Up@dawn 2.0

Monday, November 23, 2015

Elijah Price (12) Installment 1

                                                 
                                                   On the Philosophy of Car Culture

      "We are born free, but everywhere are in chains." While I can't quite get behind Jean-Jacques Rousseau's ideas involving noble savages swinging about the wilderness, I wholeheartedly agree with his ideas about freedom and limitations. Unlike Rousseau and other popular post-Descartes thinkers, I wouldn't blame society for our intrinsically rebellious spirit. We are confined within the human condition; you might say we're small fish in a big pond. Carl Sagan's pale blue dot seems much larger from where we stand on it. Indeed, it's a big world and we're all given an opportunity to get out and experience it. In this quest to go out and live, mobility is one of our greatest enemies.

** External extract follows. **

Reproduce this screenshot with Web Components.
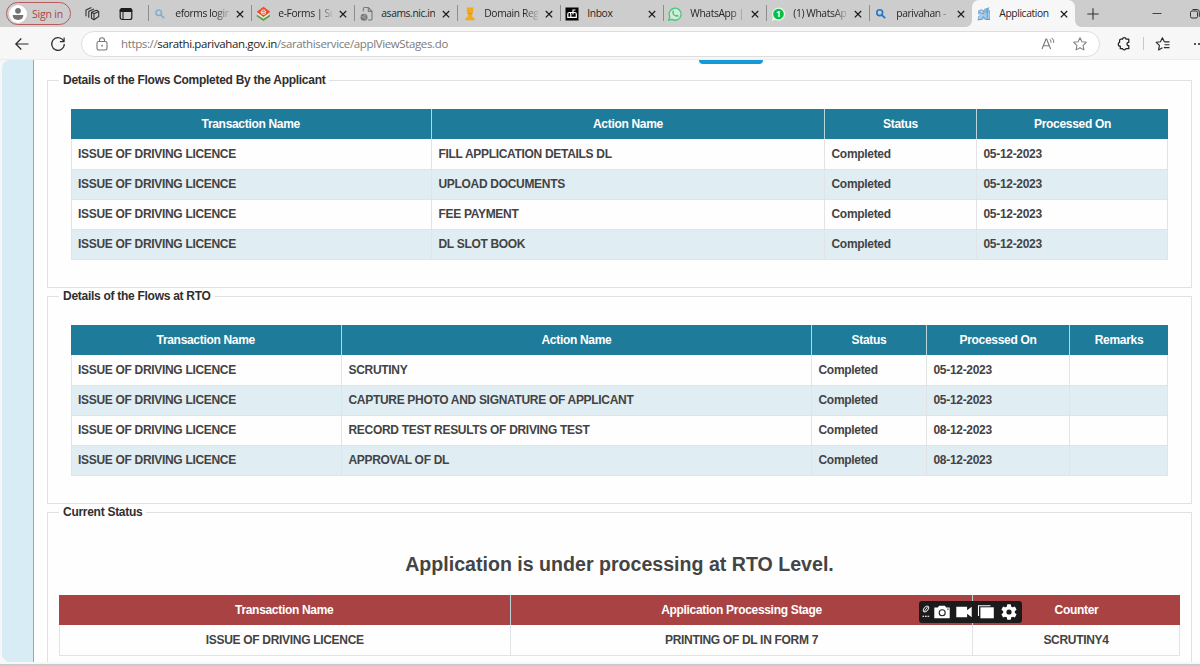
<!DOCTYPE html>
<html lang="en">
<head>
<meta charset="utf-8">
<title>Application Status</title>
<style>
    html, body {
        margin: 0;
        height: 666px;
        overflow: hidden;
    }
    body {
        display: flex;
        flex-direction: column;
        background: #f7f7f7;
        font-family: "Liberation Sans", Arial, sans-serif;
    }
</style>
</head>
<body>
<tab-strip>
    <browser-tab icon="searchPale">eforms login</browser-tab>
    <browser-tab icon="eforms">e-Forms | Su</browser-tab>
    <browser-tab icon="file">asams.nic.in</browser-tab>
    <browser-tab icon="domain">Domain Reg</browser-tab>
    <browser-tab icon="mailbox">Inbox</browser-tab>
    <browser-tab icon="whatsapp">WhatsApp |</browser-tab>
    <browser-tab icon="badge">(1) WhatsAp</browser-tab>
    <browser-tab icon="search">parivahan -</browser-tab>
    <browser-tab icon="sarathi" active>Application</browser-tab>
</tab-strip>
<address-bar><span slot="scheme">https://</span><span slot="host">sarathi.parivahan.gov.in</span><span slot="path">/sarathiservice/applViewStages.do</span></address-bar>
<page-view>
    <flow-section>
        <span slot="title">Details of the Flows Completed By the Applicant</span>
        <stage-table style="--cols: 361px 393px 152px 191px">
            <stage-row head><span>Transaction Name</span><span>Action Name</span><span>Status</span><span>Processed On</span></stage-row>
            <stage-row><span>ISSUE OF DRIVING LICENCE</span><span>FILL APPLICATION DETAILS DL</span><span>Completed</span><span>05-12-2023</span></stage-row>
            <stage-row alt><span>ISSUE OF DRIVING LICENCE</span><span>UPLOAD DOCUMENTS</span><span>Completed</span><span>05-12-2023</span></stage-row>
            <stage-row><span>ISSUE OF DRIVING LICENCE</span><span>FEE PAYMENT</span><span>Completed</span><span>05-12-2023</span></stage-row>
            <stage-row alt><span>ISSUE OF DRIVING LICENCE</span><span>DL SLOT BOOK</span><span>Completed</span><span>05-12-2023</span></stage-row>
        </stage-table>
    </flow-section>
    <flow-section>
        <span slot="title">Details of the Flows at RTO</span>
        <stage-table style="--cols: 271px 470px 115px 143px 98px">
            <stage-row head><span>Transaction Name</span><span>Action Name</span><span>Status</span><span>Processed On</span><span>Remarks</span></stage-row>
            <stage-row><span>ISSUE OF DRIVING LICENCE</span><span>SCRUTINY</span><span>Completed</span><span>05-12-2023</span><span></span></stage-row>
            <stage-row alt><span>ISSUE OF DRIVING LICENCE</span><span>CAPTURE PHOTO AND SIGNATURE OF APPLICANT</span><span>Completed</span><span>05-12-2023</span><span></span></stage-row>
            <stage-row><span>ISSUE OF DRIVING LICENCE</span><span>RECORD TEST RESULTS OF DRIVING TEST</span><span>Completed</span><span>08-12-2023</span><span></span></stage-row>
            <stage-row alt><span>ISSUE OF DRIVING LICENCE</span><span>APPROVAL OF DL</span><span>Completed</span><span>08-12-2023</span><span></span></stage-row>
        </stage-table>
    </flow-section>
    <flow-section wide>
        <span slot="title">Current Status</span>
        <status-message>Application is under processing at RTO Level.</status-message>
        <stage-table style="--cols: 452px 462px 207px; --head: #a94343; --align: center">
            <stage-row head><span>Transaction Name</span><span>Application Processing Stage</span><span>Counter</span></stage-row>
            <stage-row><span>ISSUE OF DRIVING LICENCE</span><span>PRINTING OF DL IN FORM 7</span><span>SCRUTINY4</span></stage-row>
        </stage-table>
    </flow-section>
</page-view>
<capture-bar></capture-bar>

<script>
const ICONS = {
    person: `<circle cx="9" cy="9" r="9" fill="#fff"/><circle cx="9" cy="5.800" r="2.900" fill="#77716f"/><path d="M3.700 10h10.600c0 3.300-2.200 4.900-5.300 4.900S3.700 13.300 3.700 10z" fill="#77716f"/>`,
    workspaces: `<g fill="none" stroke="#333" stroke-width="1.100" stroke-linejoin="round"><path d="M8.500 7.300l5-2 2.200 1.200v5l-4.700 3.200-2.500-1.500z"/><path d="M8.500 7.300l2.500 1.500v5.900M11 8.800l4.700-2.300"/><path d="M5.800 12.700V6.300l5.200-2.400M3 11.300V5l5.400-2.500"/></g>`,
    tabs: `<rect x="3.200" y="3.500" width="11.600" height="11" rx="2" fill="none" stroke="#1c1c1c" stroke-width="1.200"/><path d="M3.200 6.500V5.500a2 2 0 0 1 2-2h7.600a2 2 0 0 1 2 2v1z" fill="#1c1c1c" stroke="#1c1c1c"/><path d="M6 6.500v8" stroke="#1c1c1c" stroke-width="1"/>`,
    searchPale: `<circle cx="7.700" cy="7.700" r="2.800" fill="none" stroke="#7eafd2" stroke-width="1.500"/><path d="M9.800 9.800l3.500 3.400" stroke="#7eafd2" stroke-width="1.700"/>`,
    search: `<circle cx="7.700" cy="7.700" r="2.900" fill="none" stroke="#2277c5" stroke-width="1.600"/><path d="M9.800 9.800l3.300 3.400" stroke="#2277c5" stroke-width="1.800"/>`,
    eforms: `<path d="M2.800 9.500L9.500 13.700l6.500-4.200v2L9.500 16l-6.700-4.500z" fill="#57a642"/><path d="M3.500 8.800l6 4 6-4" fill="none" stroke="#fff" stroke-width=".8"/><path d="M9.500 1.800l6.700 5-6.700 5.200-6.700-5.200z" fill="#ef4b26"/><path d="M7.200 7.200h4.500c0-3-4.500-3-4.500 0 0 2.300 3 2.600 4.600 1.300" fill="none" stroke="#fff" stroke-width="1"/>`,
    file: `<path d="M6.300 6.500V3.800c0-.8.500-1.300 1.300-1.300h3.700l3.700 3.700v7.500c0 .8-.5 1.300-1.300 1.300H11M11.300 2.700v3.700H15" fill="none" stroke="#777" stroke-width="1.100"/><circle cx="7" cy="12.200" r="3.500" fill="#777"/><path d="M4.500 11.700l3 .5 1 2M6.700 9.700l2.200 1.500" stroke="#ccc" stroke-width=".7" fill="none"/>`,
    domain: `<path d="M6.500 2.500h7l-.5 1.500q1 3-1.200 4.500l.7 3.500 2 1.500v1.700h-9v-1.700l2-1.500.7-3.500Q6 7 7 4z" fill="#f2a91c"/><path d="M7.300 8h5.400v1H7.300z" fill="#e39408"/>`,
    mailbox: `<rect x="2.500" y="2.500" width="13" height="13" fill="#050505"/><path d="M4.800 12.300V9a1.500 1.500 0 0 1 3 0v3.300zM6.300 7.500h5.500a1.500 1.500 0 0 1 1.500 1.500v3.300H7.800M10 9.500V5h2.500" fill="none" stroke="#fff" stroke-width="1.200"/>`,
    whatsapp: `<path d="M2.800 15.300l1-3.300a6 6 0 1 1 2.200 2.300z" fill="#d8eadf" stroke="#47c979" stroke-width="1.400"/><path d="M6.500 6c.7-1 1.300-.2 1.700 1l-.6.900c.6 1.200 1.300 1.800 2.500 2.400l.9-.8 1.700.9c-.2 1.600-1.700 1.700-3 1.200-2-.8-4.300-3-3.200-5.600z" fill="#47c979"/>`,
    badge: `<path d="M2.800 15.700l1-3.700a6.500 6.500 0 1 1 2.500 2.700z" fill="#e8f7ec"/><circle cx="9.500" cy="9" r="5.300" fill="#08bf3d"/><text x="9.500" y="12" font-family="Open Sans, sans-serif" font-weight="700" font-size="8.500" text-anchor="middle" fill="#fff">1</text>`,
    sarathi: `<path d="M3 5.500l4-1.500 1 1.500-2.500 1V9l2.500 1v4.500H3v-3.500h1.500V9.500L3 9zM9 4l5.500-2-.8 2.500 1.300 1v8.500l-2 1V8L9.500 9z" fill="#83b9de"/><path d="M4 8h10v6.500H4z" fill="#a9cde6"/><path d="M2.500 14.800l4-.3 2-3 2 3h4.500M5 7.500l4.500 1.500M12.200 3v11" fill="none" stroke="#5b9dcb" stroke-width="1"/><circle cx="8.500" cy="6.500" r="1.400" fill="#9aa9b3"/>`,
    close: `<path d="M5.800 6l6.400 6.400M12.200 6l-6.400 6.400" stroke="#1d1d1d" stroke-width="1.250"/>`,
    plus: `<path d="M9 3.300v11.400M3.300 9h11.400" stroke="#333" stroke-width="1.100"/>`,
    minus: `<path d="M4.500 8.500h9" stroke="#444" stroke-width="1"/>`,
    restore: `<rect x="4.500" y="6" width="7" height="7" rx="1.500" fill="none" stroke="#333" stroke-width="1"/><path d="M6.500 4.500h4.500a2.300 2.300 0 0 1 2.300 2.300v5" fill="none" stroke="#333" stroke-width="1"/>`,
    back: `<path d="M15.500 9H3M8.300 3.500L2.800 9l5.500 5.500" fill="none" stroke="#2b2b2b" stroke-width="1.200"/>`,
    refresh: `<path d="M14.700 6.300A6.300 6.300 0 1 0 15.300 9M15.100 2.500v4.200h-4.200" fill="none" stroke="#2b2b2b" stroke-width="1.200"/>`,
    lock: `<rect x="4" y="6.500" width="10" height="8.500" rx="1.700" fill="none" stroke="#777" stroke-width="1.100"/><path d="M6.500 6.300V5.200a2.500 2.500 0 0 1 5 0v1.100" fill="none" stroke="#777" stroke-width="1.100"/><circle cx="9" cy="10.700" r=".9" fill="#777"/>`,
    readAloud: `<path d="M3 14L7 4h.6l4 10M4.300 10.800h6" fill="none" stroke="#777" stroke-width="1.100"/><path d="M11 4.300q1.300 1.500 1 3.400M12.800 2.800q2.400 2.200 2 5" fill="none" stroke="#777" stroke-width="1"/>`,
    star: `<path d="M9 2.700l1.900 4 4.400.6-3.200 3.100.8 4.500L9 12.800l-3.900 2.100.8-4.500-3.200-3.100 4.400-.6z" fill="none" stroke="#808080" stroke-width="1.050" stroke-linejoin="round"/>`,
    puzzle: `<path d="M6 4.200h1.500c.3-2 3.300-2 3.600 0h2.700v3.100c-2.400-.3-2.400 3.700 0 3.400v3h-2.900c-.3 1.700-3 1.700-3.300 0H5.300v-2.500C2.800 11.400 2.600 8 4.600 7.300V5.600c0-.9.500-1.400 1.400-1.400z" fill="none" stroke="#222" stroke-width="1.250" stroke-linejoin="round"/>`,
    favorites: `<path d="M10.300 6.800L8.400 2.800l-1.900 4-4.300.5 3.200 3.100-.8 4.500 3.800-2.100M10.300 6.800h5.200M10.500 9.700h5M9.800 12.600h5.700" fill="none" stroke="#2b2b2b" stroke-width="1.150" stroke-linejoin="round"/>`,
    dots: `<g fill="#222"><circle cx="5" cy="9" r="1"/><circle cx="9" cy="9" r="1"/><circle cx="13" cy="9" r="1"/></g>`,
    grip: `<g fill="none" stroke="#ddd" stroke-width="1"><ellipse cx="7" cy="6" rx="3.300" ry="2" transform="rotate(-50 7 6)"/><path d="M5 8.800l4-5.500"/></g><g fill="#e8c9d0"><rect x="3.500" y="12.700" width="1.700" height="1.300"/><rect x="6" y="12.700" width="1.700" height="1.300"/><rect x="8.500" y="12.700" width="1.700" height="1.300"/></g>`,
    camera: `<path d="M1.300 4.500h3.500l1.300-1.800h5.800l1.300 1.800h3.500v10.800H1.300z" fill="#fff"/><circle cx="9.200" cy="9.700" r="3" fill="none" stroke="#222" stroke-width="1.100"/><rect x="14.300" y="5.600" width="1.200" height="1.200" fill="#222"/>`,
    video: `<path d="M1.300 3.700h10.800v3.600l4.600-3.600v10.600l-4.600-3.600v3.600H1.300z" fill="#fff"/>`,
    windows: `<path d="M1.500 13V2.700h12" fill="none" stroke="#fff" stroke-width="1.100"/><rect x="3.400" y="4.300" width="13.400" height="11" fill="#fff"/>`,
    gear: `<g fill="#fff"><circle cx="9" cy="9" r="5.900"/><rect x="7" y="1.200" width="4" height="15.600" rx=".8"/><rect x="7" y="1.200" width="4" height="15.600" rx=".8" transform="rotate(60 9 9)"/><rect x="7" y="1.200" width="4" height="15.600" rx=".8" transform="rotate(120 9 9)"/></g><circle cx="9" cy="9" r="2.600" fill="#1b1b1b"/>`,
};

const define = (name, markup) => {
    customElements.define(name, class extends HTMLElement {
        constructor() {
            super();
            this.attachShadow({ mode: "open" });
        }

        connectedCallback() {
            this.shadowRoot.innerHTML = typeof markup === "function" ? markup(this) : markup;
        }
    });
};

define("ui-icon", (el) => `
<style>
    :host { display: block; width: 18px; height: 18px; flex: none; }
    svg { display: block; width: 100%; height: 100%; }
</style>
<svg viewBox="${el.getAttribute("name") === "grip" ? "0 0 14 18" : "0 0 18 18"}">${ICONS[el.getAttribute("name")]}</svg>`);

define("browser-tab", (el) => `
<style>
    :host {
        display: flex;
        align-items: center;
        box-sizing: border-box;
        width: 103px;
        height: 27px;
        padding-left: 3px;
        position: relative;
        flex: none;
        color: #262626;
        font: 10.300px/27px "Open Sans", "Noto Sans", sans-serif;
    }
    :host::before {
        content: "";
        position: absolute;
        left: 0;
        top: 5px;
        width: 1px;
        height: 16px;
        background: #8d8d8d;
    }
    :host([active]) { background: #f7f7f7; border-radius: 7px 7px 0 0; }
    :host([active])::before, :host([active])::after {
        left: -6px;
        top: auto;
        bottom: 0;
        width: 6px;
        height: 6px;
        background: radial-gradient(circle at 0 0, transparent 5.500px, #f7f7f7 6px);
    }
    :host([active])::after {
        content: "";
        position: absolute;
        left: auto;
        right: -6px;
        background: radial-gradient(circle at 100% 0, transparent 5.500px, #f7f7f7 6px);
    }
    .label {
        width: 54px;
        margin: 0 1.300px 0 6px;
        overflow: hidden;
        white-space: nowrap;
        letter-spacing: -.4px;
        -webkit-mask-image: linear-gradient(90deg, #000 40px, rgba(0, 0, 0, .15) 54px);
        mask-image: linear-gradient(90deg, #000 40px, rgba(0, 0, 0, .15) 54px);
    }
    .label.full { -webkit-mask-image: none; mask-image: none; }
</style>
<ui-icon name="${el.getAttribute("icon")}"></ui-icon>
<span class="label ${/Inbox|asams|Application/.test(el.textContent) ? "full" : ""}"><slot></slot></span>
<ui-icon name="close"></ui-icon>`);

define("tab-strip", `
<style>
    :host {
        display: flex;
        align-items: center;
        height: 27px;
        flex: none;
        background: #cdcdcd;
        overflow: hidden;
    }
    .signin {
        display: flex;
        align-items: center;
        box-sizing: border-box;
        width: 65px;
        height: 23px;
        margin: 0 12px 0 6px;
        padding-left: 2px;
        gap: 5px;
        border: 1.500px solid #b9595c;
        border-radius: 12px;
        color: #b04448;
        font: 10.500px/20px "Open Sans", sans-serif;
        white-space: nowrap;
        letter-spacing: -.2px;
        flex: none;
    }
    .tools { display: flex; gap: 16px; width: 65.300px; flex: none; }
    .plus { margin-left: 8.700px; }
    .min { margin-left: 46px; }
    .restore { margin-left: 20px; }
</style>
<div class="signin"><ui-icon name="person"></ui-icon>Sign in</div>
<div class="tools"><ui-icon name="workspaces"></ui-icon><ui-icon name="tabs"></ui-icon></div>
<slot></slot>
<ui-icon class="plus" name="plus"></ui-icon>
<ui-icon class="min" name="minus"></ui-icon>
<ui-icon class="restore" name="restore"></ui-icon>`);

define("address-bar", `
<style>
    :host {
        display: flex;
        align-items: center;
        height: 33px;
        flex: none;
        padding: 1px 0 0 13px;
        background: #f7f7f7;
        overflow: hidden;
        border-bottom: 1px solid #ececec;
        box-sizing: border-box;
    }
    .refresh { margin-left: 18px; }
    .field {
        display: flex;
        align-items: center;
        box-sizing: border-box;
        width: 1019px;
        height: 26px;
        margin-left: 14px;
        padding: 0 10px 0 11px;
        border: 1px solid #dedede;
        border-radius: 13px;
        background: #fff;
        flex: none;
    }
    .url {
        flex: 1;
        margin-left: 10px;
        color: #7b7b7b;
        font: 11.500px/24px "Open Sans", "Noto Sans", sans-serif;
        letter-spacing: -.37px;
        white-space: nowrap;
    }
    ::slotted([slot="host"]) { color: #1d1d1d; }
    .star { margin-left: 14px; }
    .puzzle { margin-left: 15px; }
    i { width: 1px; height: 13px; margin: 0 10px; background: #c8c8c8; flex: none; }
    .dots { margin-left: 18px; }
</style>
<ui-icon name="back"></ui-icon>
<ui-icon class="refresh" name="refresh"></ui-icon>
<div class="field">
    <ui-icon name="lock"></ui-icon>
    <div class="url"><slot name="scheme"></slot><slot name="host"></slot><slot name="path"></slot></div>
    <ui-icon name="readAloud"></ui-icon>
    <ui-icon class="star" name="star"></ui-icon>
</div>
<ui-icon class="puzzle" name="puzzle"></ui-icon>
<i></i>
<ui-icon name="favorites"></ui-icon>
<ui-icon class="dots" name="dots"></ui-icon>`);

define("page-view", `
<style>
    :host { display: block; height: 606px; position: relative; }
    .page {
        display: flex;
        box-sizing: border-box;
        height: 602px;
        margin-left: 2px;
        border-radius: 8px 0 0 8px;
        background: #fefefe;
        overflow: hidden;
    }
    .rail { width: 31px; flex: none; background: #d8ecf6; border-right: 1px solid #63b9e6; }
    .body { flex: 1; padding: 0 8px 0 13px; }
    .active-step {
        width: 64px;
        height: 4px;
        margin: 0 0 8px 652px;
        border-radius: 0 0 4px 4px;
        background: #149bd7;
    }
    .edge { height: 2px; margin-top: 2px; background: #cbcbcb; }
</style>
<div class="page">
    <div class="rail"></div>
    <div class="body"><div class="active-step"></div><slot></slot></div>
</div>
<div class="edge"></div>`);

define("flow-section", `
<style>
    :host { display: block; height: 216px; }
    fieldset {
        box-sizing: border-box;
        height: 216px;
        min-width: 0;
        margin: 0;
        padding: 21px 23px 0;
        border: 1px solid #dfe2e4;
    }
    :host([wide]) fieldset { padding: 29px 11px 0; }
    legend {
        margin-left: -12px;
        padding: 0 4px;
        color: #2f2f2f;
        font-size: 12px;
        font-weight: bold;
        line-height: 16px;
        letter-spacing: -.28px;
    }
    :host([wide]) legend { margin-left: 0; }
</style>
<fieldset>
    <legend><slot name="title"></slot></legend>
    <slot></slot>
</fieldset>`);

define("status-message", `
<style>
    :host {
        display: block;
        height: 46px;
        color: #444;
        font-size: 19.600px;
        font-weight: bold;
        line-height: 30px;
        text-align: center;
    }
</style>
<slot></slot>`);

define("stage-table", `
<style>
    :host { display: block; }
</style>
<slot></slot>`);

define("stage-row", `
<style>
    :host {
        display: grid;
        grid-template-columns: var(--cols);
        height: 30px;
        color: #434343;
        font-size: 12px;
        font-weight: bold;
        line-height: 31px;
        letter-spacing: -.31px;
        text-align: var(--align, left);
    }
    /* one pixel taller than the row, so borders land on the next row's edge */
    ::slotted(span) {
        box-sizing: border-box;
        height: 31px;
        padding: 0 6.500px;
        border-right: 1px solid #e0e4e6;
        border-bottom: 1px solid #e0e4e6;
        white-space: nowrap;
    }
    ::slotted(span:first-child) { padding-left: 6px; border-left: 1px solid #e0e4e6; }
    :host([alt]) { background: #e0edf3; }
    :host([head]) {
        background: var(--head, #1f7b9a);
        color: #fff;
        line-height: 30px;
        text-align: center;
    }
    :host([head]) ::slotted(span) { height: 30px; border-color: #bcd3dc; border-bottom: 0; }
    :host([head]) ::slotted(span:first-child) { border-left: 0; }
    :host([head]) ::slotted(span:last-child) { border-right: 0; }
</style>
<slot></slot>`);

define("capture-bar", `
<style>
    :host {
        display: flex;
        align-items: center;
        position: absolute;
        left: 919px;
        top: 601px;
        box-sizing: border-box;
        width: 103px;
        height: 22px;
        border-radius: 3px;
        background: #1b1b1b;
    }
    ui-icon { margin-right: 4.200px; }
    ui-icon:first-of-type { width: 14px; height: 18px; margin-right: 0; }
</style>
<ui-icon name="grip"></ui-icon>
<ui-icon name="camera"></ui-icon>
<ui-icon name="video"></ui-icon>
<ui-icon name="windows"></ui-icon>
<ui-icon name="gear"></ui-icon>`);
</script>
</body>
</html>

Perhaps this is why cowboys love their horses and sailors love their ships, and maybe even why the peripatetic philosopher prefers travel. Luckily for us, the world has never been as mobile as it is today. Among other modern innovations, we owe the automobile quite a bit for the freedoms it grants us. But car culture is a deep and enigmatic phenomenon, and there is more at work in it than man's wanderlust. It just so happens that some of us see the world as a much smaller place, and ourselves as much more free, from behind the wheel of a two-seater on the open highway while the sun sets. To others, it's an uninspiring part of everyday life. If this sounds familiar, you may have the wrong car. I happen to see cars as the paragon of freedom, and a ticket to anywhere.